*YOUR GOAL*. Extract only the first line of the listing and every line after it up to and including the one with "FaTwitter, FaFacebookF, FaLinkedinIn". Omit the pictures.

++++++++++++++++++++

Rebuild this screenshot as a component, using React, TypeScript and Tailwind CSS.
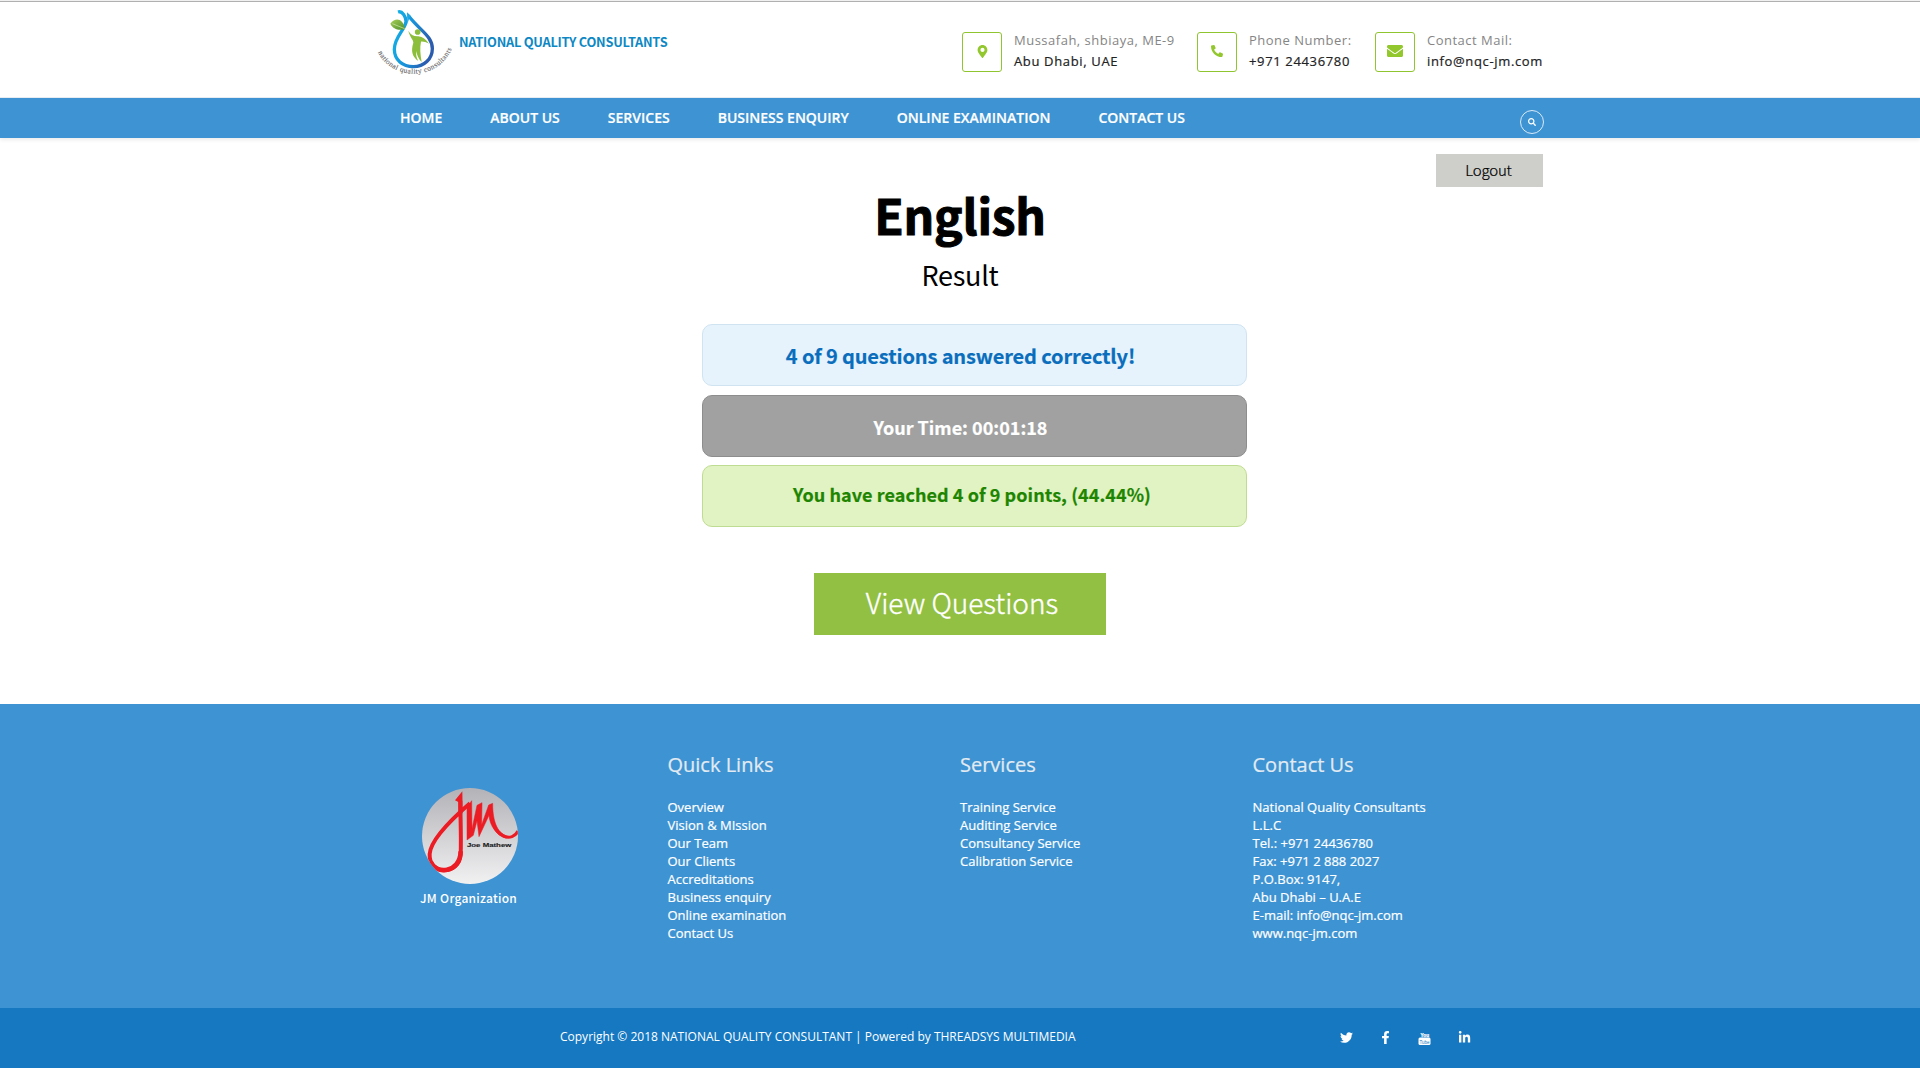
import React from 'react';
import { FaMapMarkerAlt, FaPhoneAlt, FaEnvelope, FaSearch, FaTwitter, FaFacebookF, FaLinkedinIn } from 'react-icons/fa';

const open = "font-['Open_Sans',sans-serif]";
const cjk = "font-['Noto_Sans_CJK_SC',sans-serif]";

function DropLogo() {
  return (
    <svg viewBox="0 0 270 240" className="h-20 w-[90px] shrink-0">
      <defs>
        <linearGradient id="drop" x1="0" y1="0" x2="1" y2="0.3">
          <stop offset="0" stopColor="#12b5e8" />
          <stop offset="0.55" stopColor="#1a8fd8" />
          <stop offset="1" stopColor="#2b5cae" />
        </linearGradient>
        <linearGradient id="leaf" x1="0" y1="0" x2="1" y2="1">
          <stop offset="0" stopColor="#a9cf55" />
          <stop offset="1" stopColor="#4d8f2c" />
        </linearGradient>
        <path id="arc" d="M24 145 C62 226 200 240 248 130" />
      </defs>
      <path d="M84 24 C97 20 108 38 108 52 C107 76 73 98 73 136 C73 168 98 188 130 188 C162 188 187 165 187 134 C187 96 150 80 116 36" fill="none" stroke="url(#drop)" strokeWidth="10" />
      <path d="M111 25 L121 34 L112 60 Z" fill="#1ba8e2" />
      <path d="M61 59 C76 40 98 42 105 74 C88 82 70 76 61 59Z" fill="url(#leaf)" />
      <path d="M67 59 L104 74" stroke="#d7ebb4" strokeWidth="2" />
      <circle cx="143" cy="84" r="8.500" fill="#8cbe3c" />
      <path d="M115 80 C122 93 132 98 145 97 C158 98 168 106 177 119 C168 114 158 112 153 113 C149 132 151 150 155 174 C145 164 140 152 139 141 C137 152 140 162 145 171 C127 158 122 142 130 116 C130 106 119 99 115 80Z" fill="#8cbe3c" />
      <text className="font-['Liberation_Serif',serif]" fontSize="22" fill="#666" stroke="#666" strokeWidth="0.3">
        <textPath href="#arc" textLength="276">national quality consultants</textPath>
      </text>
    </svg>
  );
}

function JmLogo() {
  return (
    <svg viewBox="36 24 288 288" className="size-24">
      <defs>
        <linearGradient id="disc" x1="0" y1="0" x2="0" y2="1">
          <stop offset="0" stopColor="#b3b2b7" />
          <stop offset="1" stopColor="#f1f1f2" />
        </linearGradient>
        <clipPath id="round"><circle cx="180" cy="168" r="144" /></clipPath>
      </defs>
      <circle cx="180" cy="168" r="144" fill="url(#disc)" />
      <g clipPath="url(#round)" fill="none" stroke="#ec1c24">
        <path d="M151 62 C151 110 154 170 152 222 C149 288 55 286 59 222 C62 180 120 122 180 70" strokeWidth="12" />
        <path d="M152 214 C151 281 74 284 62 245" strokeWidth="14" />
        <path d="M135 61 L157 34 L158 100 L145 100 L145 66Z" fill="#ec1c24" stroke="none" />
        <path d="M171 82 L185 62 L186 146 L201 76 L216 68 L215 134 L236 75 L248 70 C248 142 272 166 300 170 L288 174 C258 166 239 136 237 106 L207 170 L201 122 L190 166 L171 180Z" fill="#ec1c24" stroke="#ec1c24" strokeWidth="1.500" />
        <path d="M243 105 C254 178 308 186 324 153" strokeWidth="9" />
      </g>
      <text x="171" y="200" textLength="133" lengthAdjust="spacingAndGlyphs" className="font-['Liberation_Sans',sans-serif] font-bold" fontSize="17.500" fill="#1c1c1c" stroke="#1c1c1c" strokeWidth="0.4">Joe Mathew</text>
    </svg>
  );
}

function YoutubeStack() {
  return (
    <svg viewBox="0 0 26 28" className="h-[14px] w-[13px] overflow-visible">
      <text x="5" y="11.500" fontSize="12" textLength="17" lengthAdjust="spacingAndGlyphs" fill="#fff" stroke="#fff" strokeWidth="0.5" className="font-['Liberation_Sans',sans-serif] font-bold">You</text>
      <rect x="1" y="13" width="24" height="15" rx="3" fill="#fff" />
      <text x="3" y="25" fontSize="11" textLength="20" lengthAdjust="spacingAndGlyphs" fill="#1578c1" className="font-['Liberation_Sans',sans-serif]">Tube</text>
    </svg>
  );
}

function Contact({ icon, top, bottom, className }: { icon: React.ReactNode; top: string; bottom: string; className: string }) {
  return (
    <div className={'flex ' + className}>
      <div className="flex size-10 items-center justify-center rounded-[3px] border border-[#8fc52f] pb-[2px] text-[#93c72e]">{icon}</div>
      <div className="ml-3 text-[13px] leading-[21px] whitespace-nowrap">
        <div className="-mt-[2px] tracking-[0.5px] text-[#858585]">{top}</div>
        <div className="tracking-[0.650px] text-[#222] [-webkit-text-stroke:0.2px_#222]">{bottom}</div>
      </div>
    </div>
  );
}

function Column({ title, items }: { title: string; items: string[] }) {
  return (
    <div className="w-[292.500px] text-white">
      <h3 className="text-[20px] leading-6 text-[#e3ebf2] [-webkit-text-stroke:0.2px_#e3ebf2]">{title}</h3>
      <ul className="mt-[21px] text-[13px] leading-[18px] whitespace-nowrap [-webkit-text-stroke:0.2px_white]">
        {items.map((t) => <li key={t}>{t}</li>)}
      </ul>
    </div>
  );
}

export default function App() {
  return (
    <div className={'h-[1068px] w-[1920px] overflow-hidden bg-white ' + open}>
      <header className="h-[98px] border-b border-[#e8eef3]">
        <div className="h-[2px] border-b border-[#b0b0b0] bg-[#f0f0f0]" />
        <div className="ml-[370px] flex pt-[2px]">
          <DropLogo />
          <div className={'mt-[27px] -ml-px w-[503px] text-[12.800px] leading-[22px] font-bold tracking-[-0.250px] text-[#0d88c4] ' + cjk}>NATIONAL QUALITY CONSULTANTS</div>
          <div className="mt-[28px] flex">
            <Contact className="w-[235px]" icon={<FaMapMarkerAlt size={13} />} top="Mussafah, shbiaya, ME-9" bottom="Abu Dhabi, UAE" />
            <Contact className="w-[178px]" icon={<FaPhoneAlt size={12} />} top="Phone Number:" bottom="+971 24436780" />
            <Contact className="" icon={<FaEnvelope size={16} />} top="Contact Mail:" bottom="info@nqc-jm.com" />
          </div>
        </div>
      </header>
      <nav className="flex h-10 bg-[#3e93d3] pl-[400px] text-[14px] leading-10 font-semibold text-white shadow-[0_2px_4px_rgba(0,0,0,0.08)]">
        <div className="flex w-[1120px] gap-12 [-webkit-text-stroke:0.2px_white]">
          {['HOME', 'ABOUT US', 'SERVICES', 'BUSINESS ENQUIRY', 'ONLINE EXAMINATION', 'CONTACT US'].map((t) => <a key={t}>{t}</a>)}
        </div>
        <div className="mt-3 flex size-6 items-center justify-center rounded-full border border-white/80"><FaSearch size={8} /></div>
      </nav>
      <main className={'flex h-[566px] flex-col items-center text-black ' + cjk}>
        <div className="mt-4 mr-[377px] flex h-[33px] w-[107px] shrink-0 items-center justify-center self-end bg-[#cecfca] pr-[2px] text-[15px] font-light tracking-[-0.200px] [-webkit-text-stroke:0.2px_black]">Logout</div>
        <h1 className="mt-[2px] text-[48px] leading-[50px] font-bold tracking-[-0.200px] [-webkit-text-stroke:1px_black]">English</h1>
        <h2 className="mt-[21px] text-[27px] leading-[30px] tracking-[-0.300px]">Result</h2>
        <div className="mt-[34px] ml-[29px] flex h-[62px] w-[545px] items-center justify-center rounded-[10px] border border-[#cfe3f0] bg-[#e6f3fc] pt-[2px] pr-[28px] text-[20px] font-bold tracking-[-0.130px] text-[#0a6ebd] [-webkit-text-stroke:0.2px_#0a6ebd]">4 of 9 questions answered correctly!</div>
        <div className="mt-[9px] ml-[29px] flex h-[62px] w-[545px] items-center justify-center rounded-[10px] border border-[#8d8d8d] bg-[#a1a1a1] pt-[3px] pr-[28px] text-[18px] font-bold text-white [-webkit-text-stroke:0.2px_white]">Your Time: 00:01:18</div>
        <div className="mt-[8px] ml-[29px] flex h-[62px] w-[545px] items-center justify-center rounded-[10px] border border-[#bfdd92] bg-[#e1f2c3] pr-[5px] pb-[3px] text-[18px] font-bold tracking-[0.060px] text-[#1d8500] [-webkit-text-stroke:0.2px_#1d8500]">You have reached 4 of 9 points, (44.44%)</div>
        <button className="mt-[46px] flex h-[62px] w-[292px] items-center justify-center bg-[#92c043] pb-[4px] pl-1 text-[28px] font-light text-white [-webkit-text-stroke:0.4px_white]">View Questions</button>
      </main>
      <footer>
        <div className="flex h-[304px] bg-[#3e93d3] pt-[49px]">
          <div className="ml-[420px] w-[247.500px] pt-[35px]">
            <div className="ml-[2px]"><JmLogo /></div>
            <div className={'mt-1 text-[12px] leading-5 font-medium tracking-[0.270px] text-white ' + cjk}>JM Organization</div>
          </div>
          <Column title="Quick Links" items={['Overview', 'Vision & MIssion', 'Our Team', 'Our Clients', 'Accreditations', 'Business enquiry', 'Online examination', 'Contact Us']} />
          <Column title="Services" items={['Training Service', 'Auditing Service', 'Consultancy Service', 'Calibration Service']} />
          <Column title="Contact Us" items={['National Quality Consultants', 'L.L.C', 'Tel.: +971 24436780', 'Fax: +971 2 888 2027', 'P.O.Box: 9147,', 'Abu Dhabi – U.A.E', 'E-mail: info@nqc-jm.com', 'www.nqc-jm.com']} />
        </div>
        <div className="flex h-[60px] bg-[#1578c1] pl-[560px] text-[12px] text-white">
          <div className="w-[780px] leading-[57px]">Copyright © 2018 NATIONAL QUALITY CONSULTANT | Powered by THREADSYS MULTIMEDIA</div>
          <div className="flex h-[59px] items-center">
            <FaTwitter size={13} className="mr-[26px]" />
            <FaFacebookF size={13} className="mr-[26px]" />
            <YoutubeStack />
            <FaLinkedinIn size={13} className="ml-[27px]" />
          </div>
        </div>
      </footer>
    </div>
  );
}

++++++++++++++++++++

*EXERCISE RESULT*.
Rebuild this screenshot as a component, using React, TypeScript and Tailwind CSS.
import React from 'react';
import { FaMapMarkerAlt, FaPhoneAlt, FaEnvelope, FaSearch, FaTwitter, FaFacebookF, FaLinkedinIn } from 'react-icons/fa';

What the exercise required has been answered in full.